Fine-tuning Process:#
Pretrained CrossFormer weights are frozen (
freeze=True)Only noise-injection layers and associated parameters are trained
Noise factors are learnable parameters that adapt during training
Separate noise factors for encoder and decoder stages
Scaling Strategies#
CREDIT supports two distinct scaling approaches for multi-GPU training:
Local Ensemble Approach (trainer.type: era5):
Each GPU maintains its own ensemble of size
ensemble_sizeKCRPS is computed independently on each device
Final loss is averaged across all GPUs
Total computational cost scales linearly with GPU count
Distributed Ensemble Approach (trainer.type: era5-ensemble):
Ensemble members are distributed across available GPUs
Effective ensemble size becomes
ensemble_size × num_gpusKCRPS computation occurs across the entire distributed ensemble
Batch size remains constant per GPU regardless of ensemble scaling
Requires cross-GPU communication for loss computation
Note: Enhanced flexibility for the distributed ensemble approach is currently under development.
Technical Implementation Summary#
PixelNoiseInjection Module#
The PixelNoiseInjection class implements sophisticated noise injection with the following features:
Multi-scale noise: Combines per-pixel spatial noise with latent style modulation
Learnable parameters: Trainable modulation factors and noise transformations
Adaptive scheduling: Optional noise scheduling based on forecast steps
Channel-wise control: Independent noise control for each feature channel
Key parameters:
noise_dim: Dimensionality of latent noise vectors (default: 128)feature_channels: Number of channels in the target feature mapnoise_factor: Base scaling factor for noise intensityscheduler: Optional noise scheduling for temporal variation
CrossFormerWithNoise Architecture#
The CrossFormerWithNoise extends the base CrossFormer with:
Dual injection points: Noise injection in both encoder and decoder stages
Configurable noise levels: Separate factors for encoder (0.05) and decoder (0.275) stages
Learnable adaptation: Per-layer trainable noise factors
Temporal scheduling: Exponential decay scheduling for inference rollouts
Architecture highlights:
Three encoder noise injection layers (when enabled)
Three decoder noise injection layers (always active)
Independent noise vectors generated for each injection point
Preservation of skip connections and feature concatenation
Diffusion-Based Ensembles#
Configuration#
trainer:
type: era5-diffusion
batch_size: 4
loss:
type: mse
Model Architecture#
CREDIT’s diffusion implementation currently supports the Karras U-Net architecture as the primary denoising backbone. Development is ongoing to integrate Vision Transformer (ViT) models as alternative base architectures, potentially offering improved scalability and performance characteristics.
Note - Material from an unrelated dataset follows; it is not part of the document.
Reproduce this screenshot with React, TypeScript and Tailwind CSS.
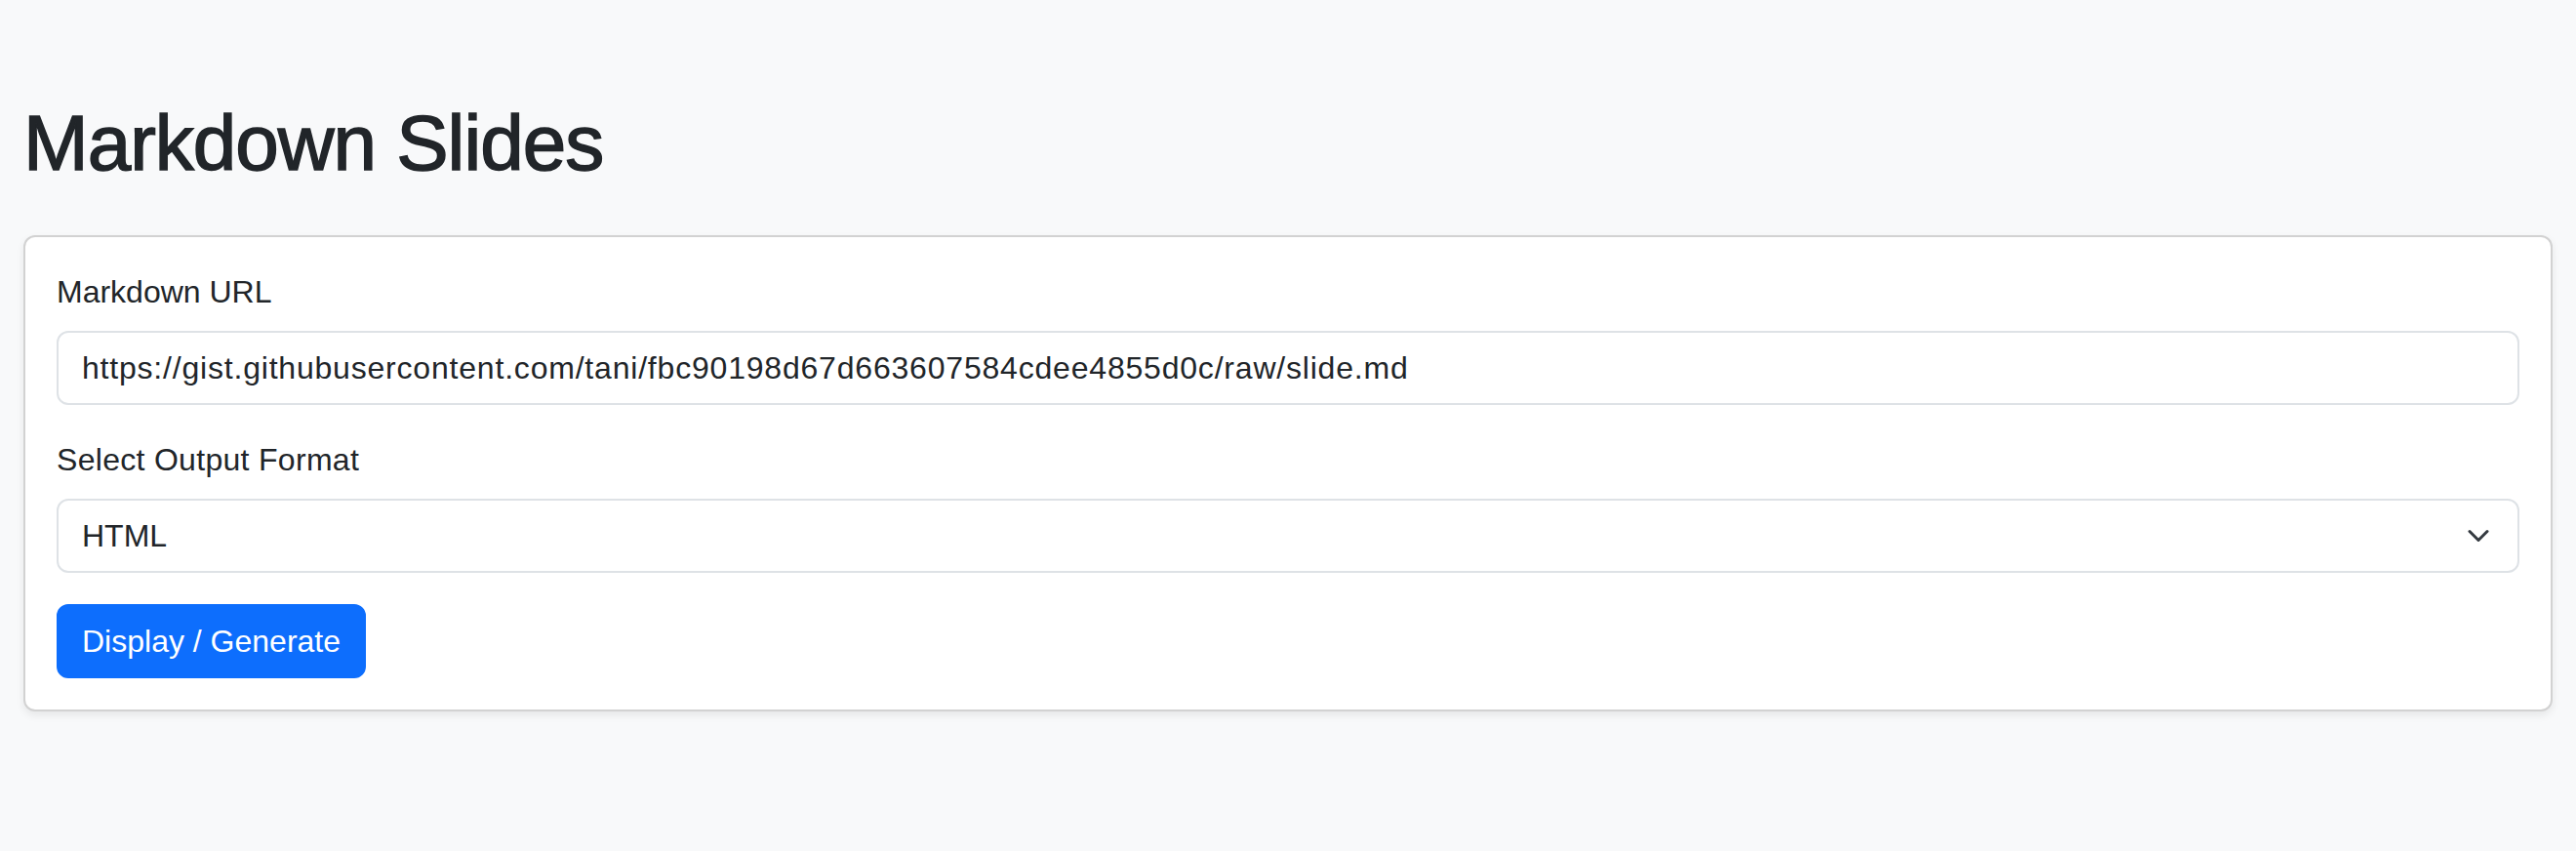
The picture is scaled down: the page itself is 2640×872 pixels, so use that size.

The diffusion approach treats forecast generation as a denoising process, where the model learns to iteratively refine noisy initial states into coherent forecast fields.
Training Process#
Diffusion training in CREDIT trains models from scratch using latitude-weighted MSE loss rather than KCRPS. The training follows a noise schedule where the model learns to denoise progressively corrupted forecast states. The training objective optimizes the model’s ability to reverse the noise corruption process at various noise levels.
Key characteristics:
Models are exposed to a wide range of noise levels during training
Latitude-weighted MSE loss for denoising optimization
Iterative refinement process during inference
Higher computational cost per forecast due to sampling requirements
Training from scratch rather than fine-tuning pretrained models
Probabilistic calibration achieved through the iterative sampling process
Computational Trade-offs#
Noise-Injection Approach:
Lower per-forecast computational cost
Efficient ensemble generation through parallel noise realizations
Faster inference times
Simplified training pipeline
KCRPS loss for direct probabilistic optimization
Diffusion Approach:
Higher per-forecast computational requirements
Iterative sampling increases inference time
More complex training dynamics
Latitude-weighted MSE loss for denoising optimization
Probabilistic calibration through sampling process
The CREDIT ensemble framework continues to evolve, with ongoing research focused on improving both computational efficiency and forecast quality across diverse meteorological applications.
Inference Pre-trained deterministic model run a perturbed IC to create ensemble of size N. Options: random or bred vectors Pre-trained stochastic model run with copies of the same IC to create ensemble of size N.